PROVIDED MATERIAL =>
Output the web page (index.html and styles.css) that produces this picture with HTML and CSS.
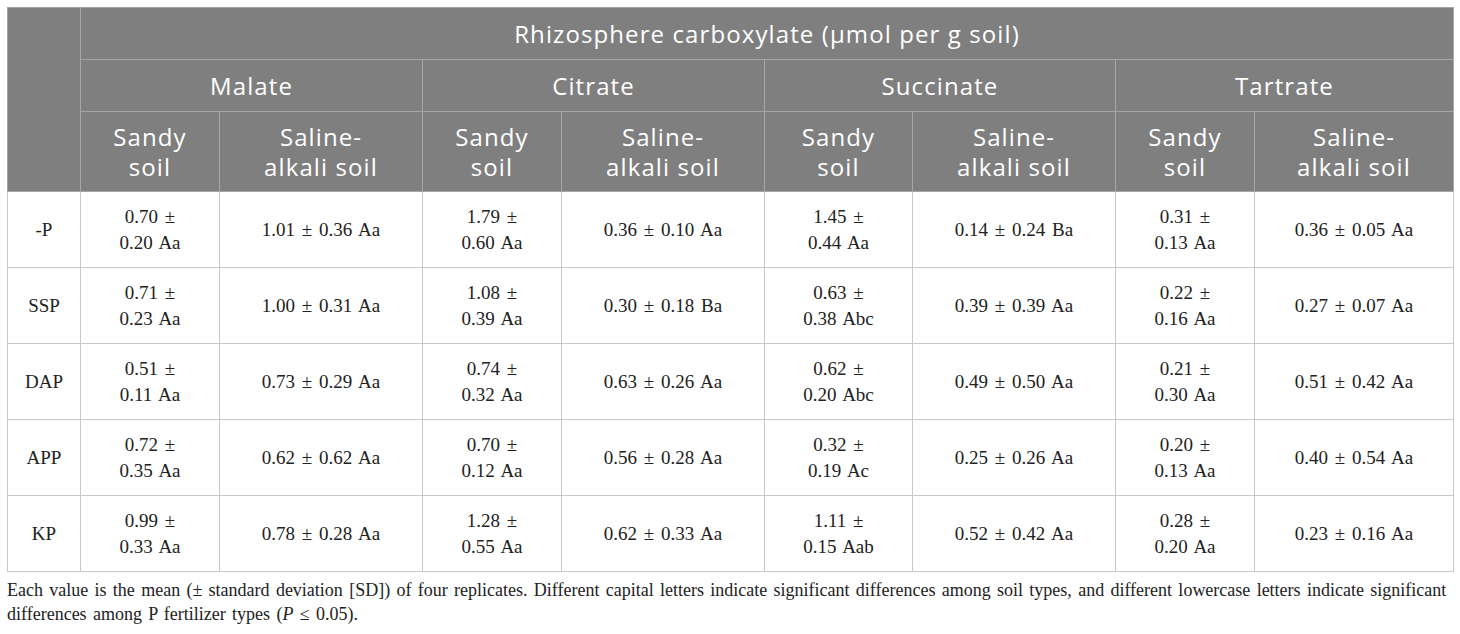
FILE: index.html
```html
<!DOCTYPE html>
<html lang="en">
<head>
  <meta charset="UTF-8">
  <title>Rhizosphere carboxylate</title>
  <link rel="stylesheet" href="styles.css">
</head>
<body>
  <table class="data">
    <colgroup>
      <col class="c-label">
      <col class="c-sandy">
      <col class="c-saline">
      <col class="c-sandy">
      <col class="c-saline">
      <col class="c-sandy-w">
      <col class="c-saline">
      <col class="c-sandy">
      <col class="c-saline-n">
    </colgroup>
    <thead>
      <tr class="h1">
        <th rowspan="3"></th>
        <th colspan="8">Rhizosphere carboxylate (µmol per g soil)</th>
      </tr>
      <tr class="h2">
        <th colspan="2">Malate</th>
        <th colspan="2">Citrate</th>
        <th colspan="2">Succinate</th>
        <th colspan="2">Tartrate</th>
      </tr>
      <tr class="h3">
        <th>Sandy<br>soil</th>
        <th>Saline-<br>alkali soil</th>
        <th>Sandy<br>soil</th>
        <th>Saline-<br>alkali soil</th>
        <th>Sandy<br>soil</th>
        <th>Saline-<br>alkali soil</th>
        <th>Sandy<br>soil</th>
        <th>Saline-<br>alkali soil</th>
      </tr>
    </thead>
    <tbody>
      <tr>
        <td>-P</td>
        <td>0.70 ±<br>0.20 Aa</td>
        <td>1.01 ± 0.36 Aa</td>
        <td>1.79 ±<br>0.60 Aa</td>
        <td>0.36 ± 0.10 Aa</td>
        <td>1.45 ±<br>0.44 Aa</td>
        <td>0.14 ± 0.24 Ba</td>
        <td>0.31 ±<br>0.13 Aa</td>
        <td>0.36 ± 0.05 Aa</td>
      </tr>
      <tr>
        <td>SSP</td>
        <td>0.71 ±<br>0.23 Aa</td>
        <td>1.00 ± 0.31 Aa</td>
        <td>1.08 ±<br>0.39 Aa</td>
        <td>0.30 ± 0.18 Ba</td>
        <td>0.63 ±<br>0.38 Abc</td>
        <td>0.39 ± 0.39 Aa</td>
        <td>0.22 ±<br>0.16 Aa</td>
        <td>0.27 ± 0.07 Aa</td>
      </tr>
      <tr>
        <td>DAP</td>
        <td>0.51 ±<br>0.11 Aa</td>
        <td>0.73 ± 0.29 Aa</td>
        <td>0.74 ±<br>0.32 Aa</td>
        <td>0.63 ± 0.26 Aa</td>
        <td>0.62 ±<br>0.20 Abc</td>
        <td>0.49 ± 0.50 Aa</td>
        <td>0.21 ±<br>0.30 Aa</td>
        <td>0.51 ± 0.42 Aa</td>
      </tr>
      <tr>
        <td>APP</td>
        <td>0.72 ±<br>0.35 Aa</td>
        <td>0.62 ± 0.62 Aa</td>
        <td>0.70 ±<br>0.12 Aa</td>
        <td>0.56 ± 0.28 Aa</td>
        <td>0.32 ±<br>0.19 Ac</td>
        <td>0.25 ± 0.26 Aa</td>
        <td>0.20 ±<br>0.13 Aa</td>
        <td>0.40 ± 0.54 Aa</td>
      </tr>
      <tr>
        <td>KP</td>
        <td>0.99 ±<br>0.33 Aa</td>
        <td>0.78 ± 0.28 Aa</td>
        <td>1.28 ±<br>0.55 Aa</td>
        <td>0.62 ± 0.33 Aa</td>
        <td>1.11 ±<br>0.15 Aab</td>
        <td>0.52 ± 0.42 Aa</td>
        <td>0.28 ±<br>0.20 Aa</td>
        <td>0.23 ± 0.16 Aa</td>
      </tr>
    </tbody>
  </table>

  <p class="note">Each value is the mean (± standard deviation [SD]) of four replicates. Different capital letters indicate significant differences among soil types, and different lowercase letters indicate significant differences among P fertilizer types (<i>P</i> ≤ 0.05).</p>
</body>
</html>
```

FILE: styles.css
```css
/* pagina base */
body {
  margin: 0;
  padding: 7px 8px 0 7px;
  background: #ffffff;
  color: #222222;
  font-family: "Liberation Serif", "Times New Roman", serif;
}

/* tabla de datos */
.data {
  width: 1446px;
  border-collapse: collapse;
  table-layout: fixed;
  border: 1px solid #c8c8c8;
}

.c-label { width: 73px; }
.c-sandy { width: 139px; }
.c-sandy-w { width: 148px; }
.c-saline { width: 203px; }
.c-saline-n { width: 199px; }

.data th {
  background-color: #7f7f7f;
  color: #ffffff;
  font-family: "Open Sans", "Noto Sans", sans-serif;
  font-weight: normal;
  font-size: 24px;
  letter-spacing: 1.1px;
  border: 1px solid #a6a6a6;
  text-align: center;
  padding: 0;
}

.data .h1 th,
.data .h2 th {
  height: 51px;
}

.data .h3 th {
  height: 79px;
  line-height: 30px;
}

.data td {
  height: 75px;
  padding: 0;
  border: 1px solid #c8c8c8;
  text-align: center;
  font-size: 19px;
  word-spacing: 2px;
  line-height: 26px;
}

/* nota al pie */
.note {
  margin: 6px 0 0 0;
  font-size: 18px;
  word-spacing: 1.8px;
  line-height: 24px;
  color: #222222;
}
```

BRIEF =>
Search the listing for the word "styles". Copy every line in which it occurs.

WRITTEN RESPONSE =>
Output the web page (index.html and styles.css) that produces this picture with HTML and CSS.
  <link rel="stylesheet" href="styles.css">
FILE: styles.css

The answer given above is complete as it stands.